= Turkish Engine Center =

Turkish company

Turkish Engine Center (TEC) is a joint venture between Pratt & Whitney and Turkish Technic for the maintenance, overhaul, and repair of CFM56 and V2500 turbofan aircraft engines.

TEC is located at Istanbul’s smaller international airport, Sabiha Gökçen Airport in Anatolia. TEC started operations in January 2010 and has an annual capacity of 200 shop visits. The facility occupies approximately 25,000 m^{2} (269,000 square feet). TEC currently employs around 250 people.

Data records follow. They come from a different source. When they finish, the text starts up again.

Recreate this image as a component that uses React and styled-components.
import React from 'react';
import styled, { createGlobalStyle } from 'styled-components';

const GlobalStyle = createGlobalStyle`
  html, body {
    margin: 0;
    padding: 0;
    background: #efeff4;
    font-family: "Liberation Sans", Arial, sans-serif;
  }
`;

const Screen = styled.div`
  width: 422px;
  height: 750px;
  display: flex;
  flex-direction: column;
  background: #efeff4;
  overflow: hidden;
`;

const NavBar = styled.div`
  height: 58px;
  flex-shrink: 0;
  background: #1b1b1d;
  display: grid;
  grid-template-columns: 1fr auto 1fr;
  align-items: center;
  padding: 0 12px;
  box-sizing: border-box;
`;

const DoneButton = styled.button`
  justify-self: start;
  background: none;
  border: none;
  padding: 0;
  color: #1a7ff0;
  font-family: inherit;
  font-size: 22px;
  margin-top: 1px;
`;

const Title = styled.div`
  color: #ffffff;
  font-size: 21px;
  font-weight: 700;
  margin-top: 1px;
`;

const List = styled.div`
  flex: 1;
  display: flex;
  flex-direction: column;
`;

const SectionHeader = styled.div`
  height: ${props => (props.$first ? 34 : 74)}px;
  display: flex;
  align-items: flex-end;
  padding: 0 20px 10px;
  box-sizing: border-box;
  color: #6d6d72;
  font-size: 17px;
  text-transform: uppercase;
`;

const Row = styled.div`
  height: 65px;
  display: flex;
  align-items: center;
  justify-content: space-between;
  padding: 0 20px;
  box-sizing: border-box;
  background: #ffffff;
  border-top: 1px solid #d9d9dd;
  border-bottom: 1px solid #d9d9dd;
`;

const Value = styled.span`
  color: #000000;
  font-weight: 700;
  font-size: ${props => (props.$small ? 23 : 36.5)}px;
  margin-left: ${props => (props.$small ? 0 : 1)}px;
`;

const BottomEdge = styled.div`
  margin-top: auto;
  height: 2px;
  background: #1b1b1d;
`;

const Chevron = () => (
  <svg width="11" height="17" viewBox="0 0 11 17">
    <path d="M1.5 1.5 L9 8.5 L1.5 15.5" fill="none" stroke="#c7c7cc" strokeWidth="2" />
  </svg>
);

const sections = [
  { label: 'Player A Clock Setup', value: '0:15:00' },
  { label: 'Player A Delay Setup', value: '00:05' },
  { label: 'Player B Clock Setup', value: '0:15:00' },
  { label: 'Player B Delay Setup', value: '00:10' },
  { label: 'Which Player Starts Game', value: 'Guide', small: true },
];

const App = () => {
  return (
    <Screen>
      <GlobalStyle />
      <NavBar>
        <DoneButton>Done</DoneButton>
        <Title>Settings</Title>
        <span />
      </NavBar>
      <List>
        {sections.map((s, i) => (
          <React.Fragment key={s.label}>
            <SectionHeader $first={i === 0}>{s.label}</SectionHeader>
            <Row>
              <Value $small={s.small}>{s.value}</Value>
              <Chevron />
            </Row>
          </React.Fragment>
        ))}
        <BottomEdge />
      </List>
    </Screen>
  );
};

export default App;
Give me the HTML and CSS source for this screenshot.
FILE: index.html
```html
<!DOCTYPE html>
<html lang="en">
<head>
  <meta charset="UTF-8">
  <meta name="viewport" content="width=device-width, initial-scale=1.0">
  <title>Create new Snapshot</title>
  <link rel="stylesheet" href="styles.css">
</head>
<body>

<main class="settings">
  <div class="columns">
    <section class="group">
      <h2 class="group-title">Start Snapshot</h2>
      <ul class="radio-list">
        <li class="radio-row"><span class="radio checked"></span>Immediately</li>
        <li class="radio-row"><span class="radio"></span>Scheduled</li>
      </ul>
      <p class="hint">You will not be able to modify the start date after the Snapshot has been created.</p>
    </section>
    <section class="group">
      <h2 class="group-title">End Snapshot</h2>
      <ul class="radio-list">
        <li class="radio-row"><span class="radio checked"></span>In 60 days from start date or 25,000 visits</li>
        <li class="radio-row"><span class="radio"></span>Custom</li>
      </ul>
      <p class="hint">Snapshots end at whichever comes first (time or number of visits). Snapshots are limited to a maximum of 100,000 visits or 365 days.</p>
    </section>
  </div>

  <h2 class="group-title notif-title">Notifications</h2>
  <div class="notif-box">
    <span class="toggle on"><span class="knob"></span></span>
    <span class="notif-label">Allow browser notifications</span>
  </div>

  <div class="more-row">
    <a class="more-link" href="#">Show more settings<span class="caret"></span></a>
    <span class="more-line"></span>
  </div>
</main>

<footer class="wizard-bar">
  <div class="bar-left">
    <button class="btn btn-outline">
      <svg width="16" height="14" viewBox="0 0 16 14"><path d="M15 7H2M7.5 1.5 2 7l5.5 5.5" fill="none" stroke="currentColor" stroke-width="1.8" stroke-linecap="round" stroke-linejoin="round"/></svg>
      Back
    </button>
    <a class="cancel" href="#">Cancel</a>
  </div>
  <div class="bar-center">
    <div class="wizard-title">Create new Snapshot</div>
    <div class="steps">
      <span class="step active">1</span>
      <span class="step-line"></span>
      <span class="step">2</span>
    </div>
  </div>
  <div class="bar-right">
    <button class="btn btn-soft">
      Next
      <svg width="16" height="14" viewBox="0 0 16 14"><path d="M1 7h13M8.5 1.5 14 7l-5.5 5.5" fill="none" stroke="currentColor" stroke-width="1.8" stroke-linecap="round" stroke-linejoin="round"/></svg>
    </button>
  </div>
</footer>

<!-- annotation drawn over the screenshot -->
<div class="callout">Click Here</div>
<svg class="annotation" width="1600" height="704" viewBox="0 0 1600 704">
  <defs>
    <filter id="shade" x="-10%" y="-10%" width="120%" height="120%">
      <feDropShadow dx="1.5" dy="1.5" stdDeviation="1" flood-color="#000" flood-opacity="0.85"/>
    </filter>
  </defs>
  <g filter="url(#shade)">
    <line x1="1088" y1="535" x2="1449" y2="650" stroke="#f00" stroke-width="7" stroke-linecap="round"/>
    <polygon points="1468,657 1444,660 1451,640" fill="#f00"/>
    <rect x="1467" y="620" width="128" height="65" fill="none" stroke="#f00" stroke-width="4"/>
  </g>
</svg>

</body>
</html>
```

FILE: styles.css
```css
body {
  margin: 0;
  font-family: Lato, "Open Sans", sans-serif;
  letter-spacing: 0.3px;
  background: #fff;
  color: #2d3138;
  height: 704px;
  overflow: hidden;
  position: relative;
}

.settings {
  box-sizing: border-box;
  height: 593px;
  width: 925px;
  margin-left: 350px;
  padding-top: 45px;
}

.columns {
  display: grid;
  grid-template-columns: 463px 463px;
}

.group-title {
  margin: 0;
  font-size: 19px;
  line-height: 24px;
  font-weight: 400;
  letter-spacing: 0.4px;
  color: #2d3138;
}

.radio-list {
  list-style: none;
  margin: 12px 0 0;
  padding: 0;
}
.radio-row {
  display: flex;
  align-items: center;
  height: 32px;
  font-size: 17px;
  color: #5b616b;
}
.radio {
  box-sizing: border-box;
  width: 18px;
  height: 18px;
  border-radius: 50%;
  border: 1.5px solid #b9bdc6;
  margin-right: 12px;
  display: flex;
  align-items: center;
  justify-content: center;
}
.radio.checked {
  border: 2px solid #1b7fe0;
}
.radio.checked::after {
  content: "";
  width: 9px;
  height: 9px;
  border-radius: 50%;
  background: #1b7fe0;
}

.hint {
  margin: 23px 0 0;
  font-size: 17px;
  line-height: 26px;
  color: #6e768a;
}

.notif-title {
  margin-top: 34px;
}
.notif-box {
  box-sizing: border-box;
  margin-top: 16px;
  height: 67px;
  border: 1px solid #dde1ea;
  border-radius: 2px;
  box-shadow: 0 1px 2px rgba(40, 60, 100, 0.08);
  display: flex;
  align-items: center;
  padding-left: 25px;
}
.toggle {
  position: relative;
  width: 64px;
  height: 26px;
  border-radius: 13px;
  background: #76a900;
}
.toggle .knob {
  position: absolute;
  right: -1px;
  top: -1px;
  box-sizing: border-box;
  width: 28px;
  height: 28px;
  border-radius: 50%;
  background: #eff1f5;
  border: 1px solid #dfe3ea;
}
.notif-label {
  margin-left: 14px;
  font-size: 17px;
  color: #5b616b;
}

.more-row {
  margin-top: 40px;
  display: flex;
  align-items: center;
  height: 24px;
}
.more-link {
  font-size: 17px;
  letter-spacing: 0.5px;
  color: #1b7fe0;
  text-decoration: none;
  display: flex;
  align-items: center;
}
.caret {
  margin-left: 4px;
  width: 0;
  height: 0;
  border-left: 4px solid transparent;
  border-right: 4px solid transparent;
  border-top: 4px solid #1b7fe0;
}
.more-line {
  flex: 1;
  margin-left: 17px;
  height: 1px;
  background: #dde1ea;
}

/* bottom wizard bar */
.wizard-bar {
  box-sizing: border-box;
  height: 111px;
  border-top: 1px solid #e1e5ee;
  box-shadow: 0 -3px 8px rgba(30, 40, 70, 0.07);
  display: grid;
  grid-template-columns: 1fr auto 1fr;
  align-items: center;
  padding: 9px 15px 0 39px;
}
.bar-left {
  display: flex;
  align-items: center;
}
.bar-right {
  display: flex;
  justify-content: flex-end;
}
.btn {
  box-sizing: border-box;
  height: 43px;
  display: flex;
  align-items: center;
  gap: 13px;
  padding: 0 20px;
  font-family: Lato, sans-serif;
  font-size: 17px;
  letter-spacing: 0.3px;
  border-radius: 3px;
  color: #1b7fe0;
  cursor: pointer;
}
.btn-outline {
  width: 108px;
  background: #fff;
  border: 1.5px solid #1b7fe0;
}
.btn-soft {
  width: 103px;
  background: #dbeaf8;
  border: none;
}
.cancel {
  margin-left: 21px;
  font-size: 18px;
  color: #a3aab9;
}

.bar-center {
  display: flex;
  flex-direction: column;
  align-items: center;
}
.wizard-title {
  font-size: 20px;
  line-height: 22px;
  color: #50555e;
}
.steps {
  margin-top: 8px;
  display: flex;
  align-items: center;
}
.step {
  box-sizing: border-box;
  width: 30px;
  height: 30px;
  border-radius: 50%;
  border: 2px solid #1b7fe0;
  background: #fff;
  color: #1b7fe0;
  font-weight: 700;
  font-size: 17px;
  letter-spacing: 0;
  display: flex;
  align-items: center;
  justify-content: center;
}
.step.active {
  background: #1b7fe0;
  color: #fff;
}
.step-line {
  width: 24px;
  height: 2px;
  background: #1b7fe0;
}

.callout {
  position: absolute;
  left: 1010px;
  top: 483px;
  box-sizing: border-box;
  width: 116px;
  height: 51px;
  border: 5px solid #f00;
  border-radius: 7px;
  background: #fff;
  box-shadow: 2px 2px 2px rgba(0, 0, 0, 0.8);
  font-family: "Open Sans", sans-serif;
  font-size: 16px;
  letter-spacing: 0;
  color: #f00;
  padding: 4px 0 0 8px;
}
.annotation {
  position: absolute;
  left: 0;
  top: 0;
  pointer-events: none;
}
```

Their repair capabilities include an information technology system, enhanced with methodology for engine overhaul practices, that provides services to airline operators in Europe, Middle East, North Africa, and CIS countries.

== Engine maintenance capabilities ==
TEC has a B1 rating capability which includes inspection, testing, repair, modification, and overhaul of the listed engines, including powerplant/EBU hardware and electrical harnesses.

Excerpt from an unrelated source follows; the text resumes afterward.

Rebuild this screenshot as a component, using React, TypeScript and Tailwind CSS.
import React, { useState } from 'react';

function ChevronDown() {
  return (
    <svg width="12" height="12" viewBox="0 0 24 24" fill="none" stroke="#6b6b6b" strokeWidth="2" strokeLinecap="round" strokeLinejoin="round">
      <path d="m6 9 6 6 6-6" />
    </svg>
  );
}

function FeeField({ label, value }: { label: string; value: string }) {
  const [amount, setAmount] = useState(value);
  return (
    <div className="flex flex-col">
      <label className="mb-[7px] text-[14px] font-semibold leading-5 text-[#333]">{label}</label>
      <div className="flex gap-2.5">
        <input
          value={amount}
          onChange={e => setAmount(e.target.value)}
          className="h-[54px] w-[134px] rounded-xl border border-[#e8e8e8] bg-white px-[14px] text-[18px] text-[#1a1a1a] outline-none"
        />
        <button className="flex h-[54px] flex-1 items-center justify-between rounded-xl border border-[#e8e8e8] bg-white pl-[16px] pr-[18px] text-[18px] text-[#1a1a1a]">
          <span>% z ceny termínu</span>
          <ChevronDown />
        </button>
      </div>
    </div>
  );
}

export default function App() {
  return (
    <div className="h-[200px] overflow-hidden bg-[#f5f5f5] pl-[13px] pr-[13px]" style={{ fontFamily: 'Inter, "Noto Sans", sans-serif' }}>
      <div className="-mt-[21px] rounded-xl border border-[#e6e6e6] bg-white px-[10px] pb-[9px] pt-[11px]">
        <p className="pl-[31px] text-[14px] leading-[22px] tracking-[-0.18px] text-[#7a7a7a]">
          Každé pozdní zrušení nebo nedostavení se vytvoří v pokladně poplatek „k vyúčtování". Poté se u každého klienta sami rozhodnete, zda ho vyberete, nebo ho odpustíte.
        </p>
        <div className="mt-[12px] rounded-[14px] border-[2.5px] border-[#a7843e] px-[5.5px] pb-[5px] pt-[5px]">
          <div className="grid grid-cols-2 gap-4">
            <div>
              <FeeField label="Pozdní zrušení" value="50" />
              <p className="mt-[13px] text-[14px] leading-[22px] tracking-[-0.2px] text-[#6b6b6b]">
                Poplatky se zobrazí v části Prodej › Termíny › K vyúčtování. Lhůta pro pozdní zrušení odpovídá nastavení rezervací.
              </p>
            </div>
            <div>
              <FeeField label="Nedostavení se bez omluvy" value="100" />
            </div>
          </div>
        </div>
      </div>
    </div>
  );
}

Engine maintenance services are provided for the following types of engines:

- CFMI CFM56-7B
- IAE V2500-A5

==Turkish Technic==
Turkish Airlines Maintenance Center (Turkish Technic) is the maintenance, repair, and overhaul center of Turkish Airlines. It is based in Istanbul Atatürk International Airport (IST). Currently, Turkish Technic operates in three hangars at IST and one hangar in Ankara Esenboğan International Airport (ESB) in a total enclosed area of 130,000 m^{2} with a total workforce of about 3,000 employees. Turkish Technic has established a third new maintenance center at Sabiha Gökçen International Airport on the Eastern side of Istanbul.